** Given problem **
Leaving the pictures out, print the lines from the first line of the listing through the line containing "min-h-screen flex-col bg-white", exactly as they read, and no others.

** Dataset section **
--- Begin ---
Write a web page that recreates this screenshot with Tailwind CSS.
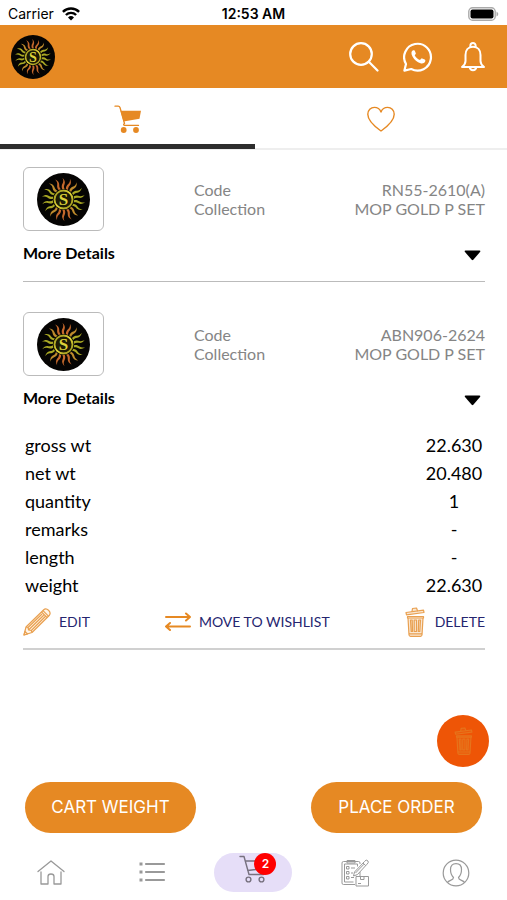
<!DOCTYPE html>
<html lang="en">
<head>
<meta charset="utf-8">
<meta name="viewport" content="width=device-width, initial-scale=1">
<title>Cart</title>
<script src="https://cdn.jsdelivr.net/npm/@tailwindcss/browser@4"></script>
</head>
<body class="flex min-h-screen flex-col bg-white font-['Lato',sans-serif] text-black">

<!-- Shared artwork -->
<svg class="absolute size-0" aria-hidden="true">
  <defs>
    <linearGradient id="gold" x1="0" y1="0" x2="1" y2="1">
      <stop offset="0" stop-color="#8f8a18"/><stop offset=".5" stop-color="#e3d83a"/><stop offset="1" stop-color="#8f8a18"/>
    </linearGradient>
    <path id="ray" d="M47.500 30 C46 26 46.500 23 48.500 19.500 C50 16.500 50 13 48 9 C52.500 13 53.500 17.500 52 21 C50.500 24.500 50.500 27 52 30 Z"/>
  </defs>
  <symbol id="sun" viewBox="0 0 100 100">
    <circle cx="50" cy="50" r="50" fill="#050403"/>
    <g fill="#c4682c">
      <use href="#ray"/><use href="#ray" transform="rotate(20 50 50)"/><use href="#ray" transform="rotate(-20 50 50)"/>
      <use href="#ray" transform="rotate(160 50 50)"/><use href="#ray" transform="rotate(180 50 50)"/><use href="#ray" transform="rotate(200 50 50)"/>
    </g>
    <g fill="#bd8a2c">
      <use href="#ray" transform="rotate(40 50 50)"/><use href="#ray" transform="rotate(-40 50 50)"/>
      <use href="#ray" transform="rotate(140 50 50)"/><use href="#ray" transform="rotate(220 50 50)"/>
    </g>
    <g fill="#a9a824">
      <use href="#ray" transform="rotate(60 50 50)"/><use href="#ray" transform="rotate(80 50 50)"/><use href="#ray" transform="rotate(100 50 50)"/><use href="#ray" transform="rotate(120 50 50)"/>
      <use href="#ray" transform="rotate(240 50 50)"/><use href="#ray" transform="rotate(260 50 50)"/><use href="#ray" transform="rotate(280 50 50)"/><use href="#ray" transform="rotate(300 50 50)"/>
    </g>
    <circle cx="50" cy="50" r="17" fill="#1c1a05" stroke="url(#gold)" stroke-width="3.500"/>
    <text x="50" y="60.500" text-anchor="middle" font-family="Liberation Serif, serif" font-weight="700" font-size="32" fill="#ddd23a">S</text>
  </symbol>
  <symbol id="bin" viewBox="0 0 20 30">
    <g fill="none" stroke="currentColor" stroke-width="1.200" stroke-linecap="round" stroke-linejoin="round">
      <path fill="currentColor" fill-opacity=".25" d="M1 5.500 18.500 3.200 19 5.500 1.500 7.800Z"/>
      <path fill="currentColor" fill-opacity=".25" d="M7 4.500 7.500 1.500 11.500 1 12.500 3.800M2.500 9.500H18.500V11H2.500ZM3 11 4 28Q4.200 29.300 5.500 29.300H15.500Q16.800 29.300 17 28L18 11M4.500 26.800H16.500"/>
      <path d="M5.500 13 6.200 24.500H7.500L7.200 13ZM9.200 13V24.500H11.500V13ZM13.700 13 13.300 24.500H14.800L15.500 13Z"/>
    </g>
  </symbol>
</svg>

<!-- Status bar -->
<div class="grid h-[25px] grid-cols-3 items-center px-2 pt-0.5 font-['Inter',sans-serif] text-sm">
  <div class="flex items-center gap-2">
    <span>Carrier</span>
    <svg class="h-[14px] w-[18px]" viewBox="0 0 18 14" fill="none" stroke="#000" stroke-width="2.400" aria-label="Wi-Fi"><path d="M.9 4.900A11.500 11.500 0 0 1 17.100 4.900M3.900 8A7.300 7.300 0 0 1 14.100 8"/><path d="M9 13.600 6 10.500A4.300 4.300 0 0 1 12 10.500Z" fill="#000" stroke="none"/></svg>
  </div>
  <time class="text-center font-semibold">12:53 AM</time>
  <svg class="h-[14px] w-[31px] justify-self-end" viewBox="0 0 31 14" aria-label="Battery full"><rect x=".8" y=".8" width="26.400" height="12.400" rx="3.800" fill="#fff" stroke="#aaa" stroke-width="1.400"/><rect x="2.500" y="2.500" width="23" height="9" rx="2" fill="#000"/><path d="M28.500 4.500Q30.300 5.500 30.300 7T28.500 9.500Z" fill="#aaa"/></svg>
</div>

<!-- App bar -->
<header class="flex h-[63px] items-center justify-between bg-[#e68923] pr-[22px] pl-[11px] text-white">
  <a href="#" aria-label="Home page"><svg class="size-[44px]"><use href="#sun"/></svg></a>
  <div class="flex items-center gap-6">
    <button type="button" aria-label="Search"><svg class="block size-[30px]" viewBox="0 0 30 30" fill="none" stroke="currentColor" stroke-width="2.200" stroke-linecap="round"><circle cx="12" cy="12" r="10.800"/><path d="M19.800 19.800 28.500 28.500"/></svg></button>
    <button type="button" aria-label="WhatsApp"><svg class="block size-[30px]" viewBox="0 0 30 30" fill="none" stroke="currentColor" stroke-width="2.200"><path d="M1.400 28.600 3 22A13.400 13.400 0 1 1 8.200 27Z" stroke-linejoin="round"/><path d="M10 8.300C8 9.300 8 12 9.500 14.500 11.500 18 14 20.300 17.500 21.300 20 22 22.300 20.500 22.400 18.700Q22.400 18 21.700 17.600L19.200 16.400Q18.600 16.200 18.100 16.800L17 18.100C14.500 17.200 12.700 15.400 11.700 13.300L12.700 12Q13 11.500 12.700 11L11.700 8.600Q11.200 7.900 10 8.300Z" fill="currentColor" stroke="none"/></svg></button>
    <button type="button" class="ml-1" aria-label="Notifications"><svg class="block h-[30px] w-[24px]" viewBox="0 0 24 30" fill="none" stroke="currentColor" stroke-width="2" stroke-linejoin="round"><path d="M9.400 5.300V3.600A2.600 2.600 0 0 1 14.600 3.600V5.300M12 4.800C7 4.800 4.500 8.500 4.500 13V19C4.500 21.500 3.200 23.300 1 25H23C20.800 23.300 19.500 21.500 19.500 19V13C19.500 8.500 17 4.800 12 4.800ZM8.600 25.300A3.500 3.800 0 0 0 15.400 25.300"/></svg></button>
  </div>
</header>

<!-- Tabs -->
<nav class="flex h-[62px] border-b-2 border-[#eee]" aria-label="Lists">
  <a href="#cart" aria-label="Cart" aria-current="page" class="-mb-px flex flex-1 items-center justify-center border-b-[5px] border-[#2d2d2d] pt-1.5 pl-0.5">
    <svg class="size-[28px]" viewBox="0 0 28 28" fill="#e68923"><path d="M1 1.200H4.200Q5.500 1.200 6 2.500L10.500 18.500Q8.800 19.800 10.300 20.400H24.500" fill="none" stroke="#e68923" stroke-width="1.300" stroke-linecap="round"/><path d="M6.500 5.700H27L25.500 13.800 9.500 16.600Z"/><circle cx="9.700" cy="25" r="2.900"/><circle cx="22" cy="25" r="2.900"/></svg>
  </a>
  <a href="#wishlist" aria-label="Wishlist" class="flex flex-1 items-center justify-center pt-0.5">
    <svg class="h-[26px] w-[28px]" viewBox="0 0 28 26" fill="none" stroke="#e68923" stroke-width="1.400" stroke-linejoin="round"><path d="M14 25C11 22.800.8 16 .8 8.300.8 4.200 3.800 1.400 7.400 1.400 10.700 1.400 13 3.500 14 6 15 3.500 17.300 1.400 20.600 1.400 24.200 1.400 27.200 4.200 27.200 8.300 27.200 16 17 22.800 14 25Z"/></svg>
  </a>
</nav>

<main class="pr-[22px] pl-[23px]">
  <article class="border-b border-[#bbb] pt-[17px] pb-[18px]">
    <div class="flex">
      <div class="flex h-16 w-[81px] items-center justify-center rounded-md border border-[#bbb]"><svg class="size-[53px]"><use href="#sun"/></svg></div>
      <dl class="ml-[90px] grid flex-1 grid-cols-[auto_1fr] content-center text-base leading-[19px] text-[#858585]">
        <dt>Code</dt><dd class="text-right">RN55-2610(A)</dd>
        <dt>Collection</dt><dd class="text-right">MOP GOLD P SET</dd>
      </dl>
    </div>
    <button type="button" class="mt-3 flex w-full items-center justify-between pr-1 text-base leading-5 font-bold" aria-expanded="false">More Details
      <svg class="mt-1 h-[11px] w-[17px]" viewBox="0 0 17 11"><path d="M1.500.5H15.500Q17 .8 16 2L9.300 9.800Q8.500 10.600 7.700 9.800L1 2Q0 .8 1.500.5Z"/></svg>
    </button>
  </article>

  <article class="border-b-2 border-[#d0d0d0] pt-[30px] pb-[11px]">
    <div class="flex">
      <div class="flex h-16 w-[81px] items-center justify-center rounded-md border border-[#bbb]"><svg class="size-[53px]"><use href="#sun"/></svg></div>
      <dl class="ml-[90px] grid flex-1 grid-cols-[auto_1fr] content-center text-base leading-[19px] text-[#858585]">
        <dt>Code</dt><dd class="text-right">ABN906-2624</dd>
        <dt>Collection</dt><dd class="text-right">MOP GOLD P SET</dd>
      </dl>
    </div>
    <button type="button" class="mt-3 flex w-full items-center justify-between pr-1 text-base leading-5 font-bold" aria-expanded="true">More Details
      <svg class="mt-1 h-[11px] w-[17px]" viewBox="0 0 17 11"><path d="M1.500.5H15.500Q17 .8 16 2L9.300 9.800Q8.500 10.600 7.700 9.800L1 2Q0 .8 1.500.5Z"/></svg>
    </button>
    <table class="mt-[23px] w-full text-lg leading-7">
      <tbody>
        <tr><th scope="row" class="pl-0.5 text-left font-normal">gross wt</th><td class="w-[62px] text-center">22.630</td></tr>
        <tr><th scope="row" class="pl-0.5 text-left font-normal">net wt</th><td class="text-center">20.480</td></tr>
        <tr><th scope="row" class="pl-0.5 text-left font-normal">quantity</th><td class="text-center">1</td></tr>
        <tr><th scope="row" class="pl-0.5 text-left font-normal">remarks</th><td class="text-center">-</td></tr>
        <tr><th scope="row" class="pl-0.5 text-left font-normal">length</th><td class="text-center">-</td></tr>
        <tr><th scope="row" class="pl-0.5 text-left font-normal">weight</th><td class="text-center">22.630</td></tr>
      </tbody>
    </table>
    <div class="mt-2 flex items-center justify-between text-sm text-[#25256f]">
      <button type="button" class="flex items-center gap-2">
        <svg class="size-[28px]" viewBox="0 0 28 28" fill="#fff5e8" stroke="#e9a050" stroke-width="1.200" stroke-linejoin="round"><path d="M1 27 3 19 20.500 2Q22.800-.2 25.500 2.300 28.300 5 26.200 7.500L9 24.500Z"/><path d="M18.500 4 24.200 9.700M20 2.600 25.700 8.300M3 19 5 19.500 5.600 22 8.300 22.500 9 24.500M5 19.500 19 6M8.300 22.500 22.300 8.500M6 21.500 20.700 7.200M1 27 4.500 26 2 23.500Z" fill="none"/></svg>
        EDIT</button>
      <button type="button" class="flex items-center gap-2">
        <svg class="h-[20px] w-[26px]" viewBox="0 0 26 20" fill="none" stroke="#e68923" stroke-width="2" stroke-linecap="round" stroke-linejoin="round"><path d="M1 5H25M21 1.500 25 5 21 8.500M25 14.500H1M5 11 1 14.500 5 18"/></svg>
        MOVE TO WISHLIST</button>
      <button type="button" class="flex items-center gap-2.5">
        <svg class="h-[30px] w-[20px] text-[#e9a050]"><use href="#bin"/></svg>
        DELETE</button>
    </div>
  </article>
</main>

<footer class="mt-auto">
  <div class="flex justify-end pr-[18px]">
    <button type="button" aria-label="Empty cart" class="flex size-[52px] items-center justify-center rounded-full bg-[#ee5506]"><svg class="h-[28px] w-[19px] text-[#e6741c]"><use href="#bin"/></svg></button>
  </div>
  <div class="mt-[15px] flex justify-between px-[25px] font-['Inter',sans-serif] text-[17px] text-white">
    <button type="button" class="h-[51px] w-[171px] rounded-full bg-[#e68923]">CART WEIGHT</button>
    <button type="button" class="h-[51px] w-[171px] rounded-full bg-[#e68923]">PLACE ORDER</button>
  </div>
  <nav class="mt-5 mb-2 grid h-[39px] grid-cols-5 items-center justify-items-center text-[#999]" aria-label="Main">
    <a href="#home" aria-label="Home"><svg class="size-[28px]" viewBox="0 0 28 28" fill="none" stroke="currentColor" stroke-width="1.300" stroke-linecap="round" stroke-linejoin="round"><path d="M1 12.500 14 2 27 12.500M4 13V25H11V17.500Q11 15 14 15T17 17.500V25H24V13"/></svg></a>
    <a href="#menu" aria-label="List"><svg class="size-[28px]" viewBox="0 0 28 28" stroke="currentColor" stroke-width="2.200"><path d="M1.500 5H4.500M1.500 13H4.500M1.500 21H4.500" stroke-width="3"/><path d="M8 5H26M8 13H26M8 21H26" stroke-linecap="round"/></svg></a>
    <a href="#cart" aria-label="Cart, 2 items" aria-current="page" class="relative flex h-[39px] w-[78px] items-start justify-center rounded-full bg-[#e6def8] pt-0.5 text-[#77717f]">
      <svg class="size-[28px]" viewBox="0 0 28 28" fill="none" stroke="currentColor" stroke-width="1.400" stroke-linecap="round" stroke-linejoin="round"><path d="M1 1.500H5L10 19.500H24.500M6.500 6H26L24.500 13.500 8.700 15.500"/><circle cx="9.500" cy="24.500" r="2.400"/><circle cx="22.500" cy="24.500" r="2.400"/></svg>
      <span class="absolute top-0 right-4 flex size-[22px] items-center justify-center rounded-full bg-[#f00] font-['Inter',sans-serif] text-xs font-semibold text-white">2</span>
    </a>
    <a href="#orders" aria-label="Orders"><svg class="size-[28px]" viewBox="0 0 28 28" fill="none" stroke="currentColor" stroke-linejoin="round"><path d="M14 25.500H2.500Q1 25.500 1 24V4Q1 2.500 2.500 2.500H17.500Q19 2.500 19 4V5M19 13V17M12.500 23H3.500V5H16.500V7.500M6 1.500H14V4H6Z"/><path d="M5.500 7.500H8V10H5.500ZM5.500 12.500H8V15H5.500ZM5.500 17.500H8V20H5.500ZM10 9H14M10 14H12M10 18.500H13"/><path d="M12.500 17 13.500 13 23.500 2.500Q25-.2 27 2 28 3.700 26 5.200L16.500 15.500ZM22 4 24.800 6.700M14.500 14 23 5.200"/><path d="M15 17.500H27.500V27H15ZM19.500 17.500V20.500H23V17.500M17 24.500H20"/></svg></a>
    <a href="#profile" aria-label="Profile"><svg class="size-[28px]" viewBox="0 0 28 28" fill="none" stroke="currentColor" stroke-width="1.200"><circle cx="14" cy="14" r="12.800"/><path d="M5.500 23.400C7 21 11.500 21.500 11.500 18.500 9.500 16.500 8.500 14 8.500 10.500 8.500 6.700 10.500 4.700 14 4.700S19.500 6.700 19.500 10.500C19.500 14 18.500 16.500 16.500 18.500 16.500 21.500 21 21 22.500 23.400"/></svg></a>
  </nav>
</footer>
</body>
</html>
--- End ---
** Solution to this task **
Write a web page that recreates this screenshot with Tailwind CSS.
<!DOCTYPE html>
<html lang="en">
<head>
<meta charset="utf-8">
<meta name="viewport" content="width=device-width, initial-scale=1">
<title>Cart</title>
<script src="https://cdn.jsdelivr.net/npm/@tailwindcss/browser@4"></script>
</head>
<body class="flex min-h-screen flex-col bg-white font-['Lato',sans-serif] text-black">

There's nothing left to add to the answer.